### What is expected
Without including any pictures, copy each entry below exactly.

Records with interface code:
— start —

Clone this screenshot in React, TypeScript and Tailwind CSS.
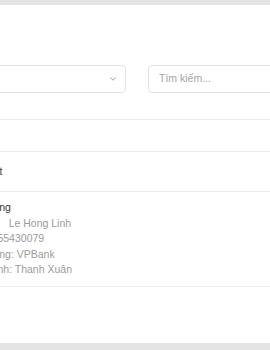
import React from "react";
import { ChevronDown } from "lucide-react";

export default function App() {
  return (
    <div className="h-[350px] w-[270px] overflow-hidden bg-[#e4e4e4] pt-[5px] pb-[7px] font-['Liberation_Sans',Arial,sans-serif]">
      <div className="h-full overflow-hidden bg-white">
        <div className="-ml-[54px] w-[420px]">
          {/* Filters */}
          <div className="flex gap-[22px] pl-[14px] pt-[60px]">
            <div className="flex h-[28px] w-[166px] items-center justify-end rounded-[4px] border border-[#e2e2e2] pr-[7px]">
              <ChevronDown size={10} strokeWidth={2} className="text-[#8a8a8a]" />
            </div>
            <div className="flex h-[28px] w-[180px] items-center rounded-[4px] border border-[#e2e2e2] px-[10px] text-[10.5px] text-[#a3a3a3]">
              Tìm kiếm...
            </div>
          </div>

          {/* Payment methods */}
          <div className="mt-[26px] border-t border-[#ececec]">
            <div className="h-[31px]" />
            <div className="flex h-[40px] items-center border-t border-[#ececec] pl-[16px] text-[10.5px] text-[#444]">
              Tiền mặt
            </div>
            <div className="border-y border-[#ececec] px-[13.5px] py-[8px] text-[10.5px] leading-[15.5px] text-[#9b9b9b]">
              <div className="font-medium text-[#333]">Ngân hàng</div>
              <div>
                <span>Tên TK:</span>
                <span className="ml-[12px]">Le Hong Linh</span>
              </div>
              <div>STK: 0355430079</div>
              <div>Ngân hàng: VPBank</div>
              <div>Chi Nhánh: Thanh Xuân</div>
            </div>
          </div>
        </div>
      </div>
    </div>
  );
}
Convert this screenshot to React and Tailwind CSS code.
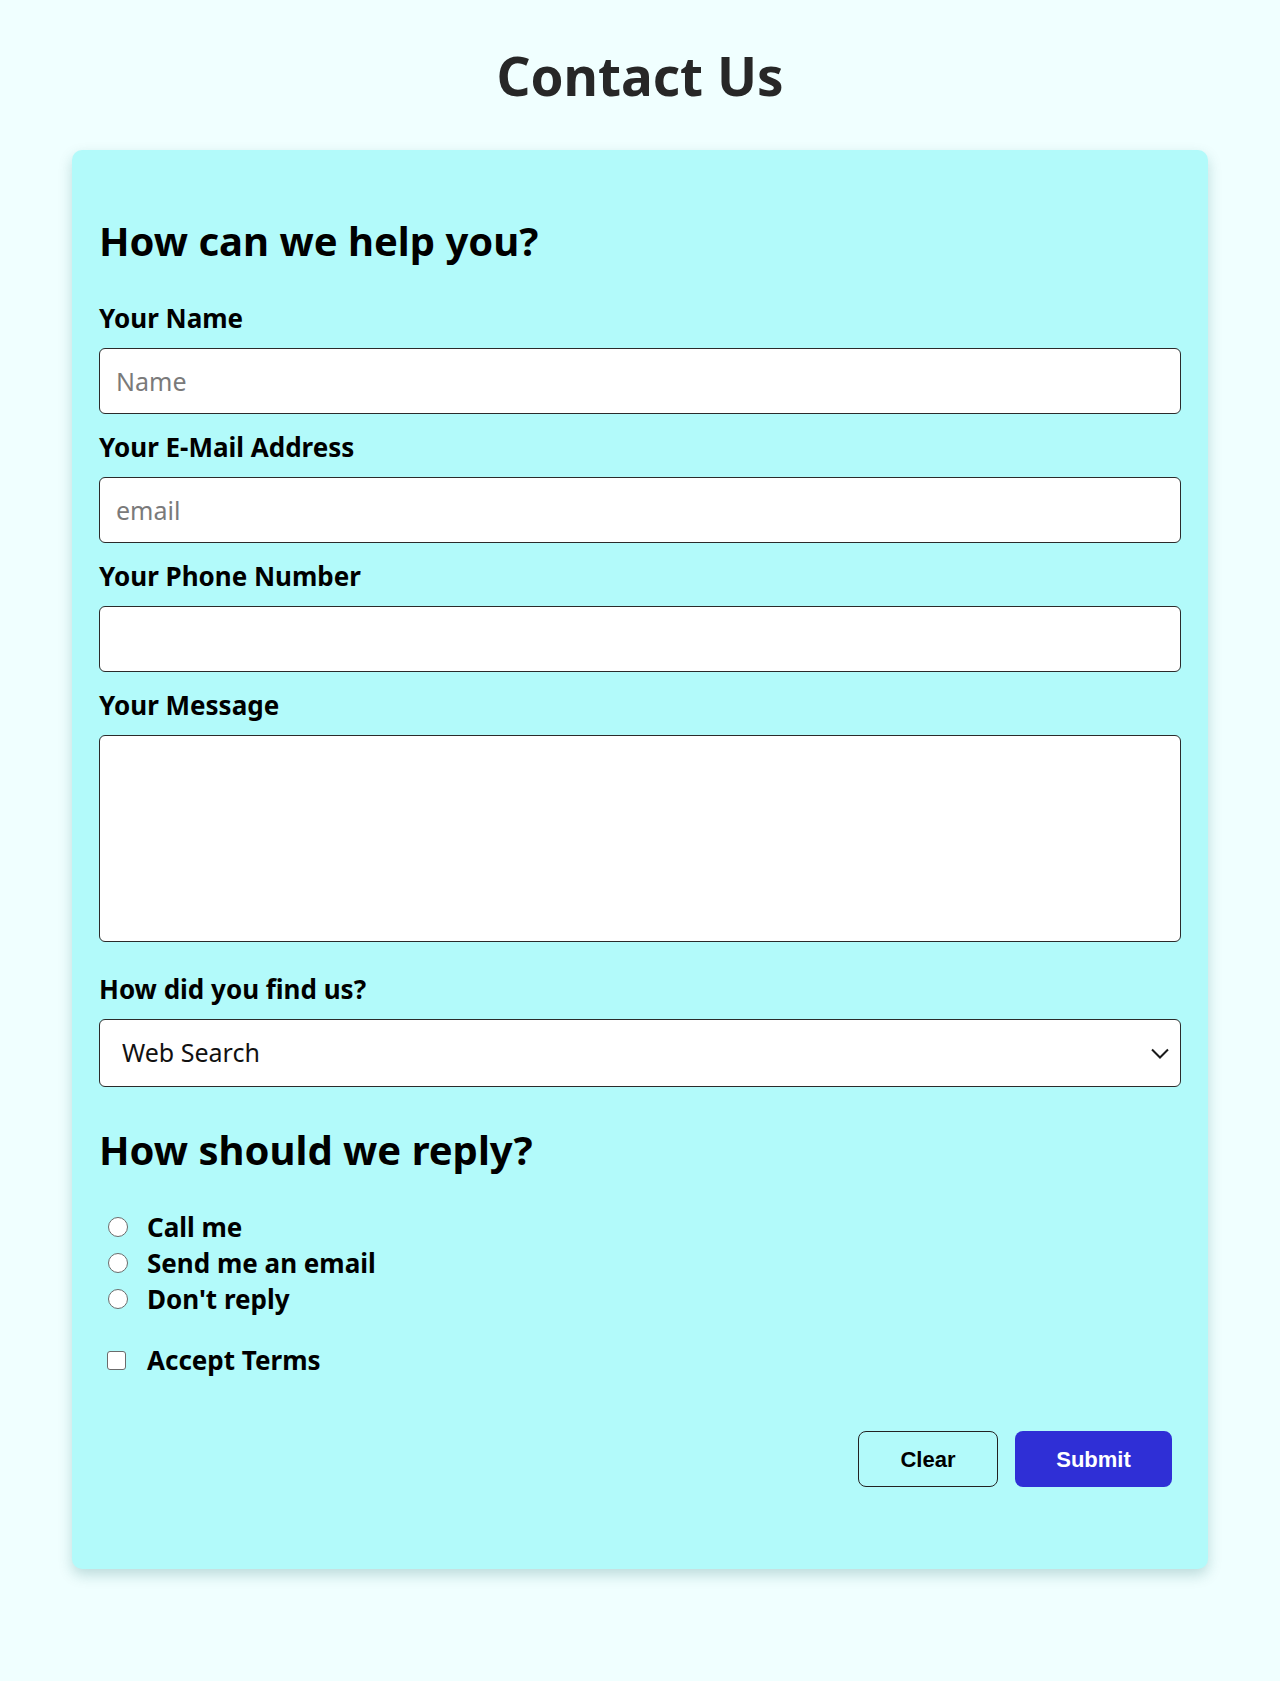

— end —

### Answer to the exercise
Clone this screenshot in React, TypeScript and Tailwind CSS.
import React from "react";
import { ChevronDown } from "lucide-react";

export default function App() {
  return (
    <div className="h-[350px] w-[270px] overflow-hidden bg-[#e4e4e4] pt-[5px] pb-[7px] font-['Liberation_Sans',Arial,sans-serif]">
      <div className="h-full overflow-hidden bg-white">
        <div className="-ml-[54px] w-[420px]">
          {/* Filters */}
          <div className="flex gap-[22px] pl-[14px] pt-[60px]">
            <div className="flex h-[28px] w-[166px] items-center justify-end rounded-[4px] border border-[#e2e2e2] pr-[7px]">
              <ChevronDown size={10} strokeWidth={2} className="text-[#8a8a8a]" />
            </div>
            <div className="flex h-[28px] w-[180px] items-center rounded-[4px] border border-[#e2e2e2] px-[10px] text-[10.5px] text-[#a3a3a3]">
              Tìm kiếm...
            </div>
          </div>

          {/* Payment methods */}
          <div className="mt-[26px] border-t border-[#ececec]">
            <div className="h-[31px]" />
            <div className="flex h-[40px] items-center border-t border-[#ececec] pl-[16px] text-[10.5px] text-[#444]">
              Tiền mặt
            </div>
            <div className="border-y border-[#ececec] px-[13.5px] py-[8px] text-[10.5px] leading-[15.5px] text-[#9b9b9b]">
              <div className="font-medium text-[#333]">Ngân hàng</div>
              <div>
                <span>Tên TK:</span>
                <span className="ml-[12px]">Le Hong Linh</span>
              </div>
              <div>STK: 0355430079</div>
              <div>Ngân hàng: VPBank</div>
              <div>Chi Nhánh: Thanh Xuân</div>
            </div>
          </div>
        </div>
      </div>
    </div>
  );
}
Convert this screenshot to React and Tailwind CSS code.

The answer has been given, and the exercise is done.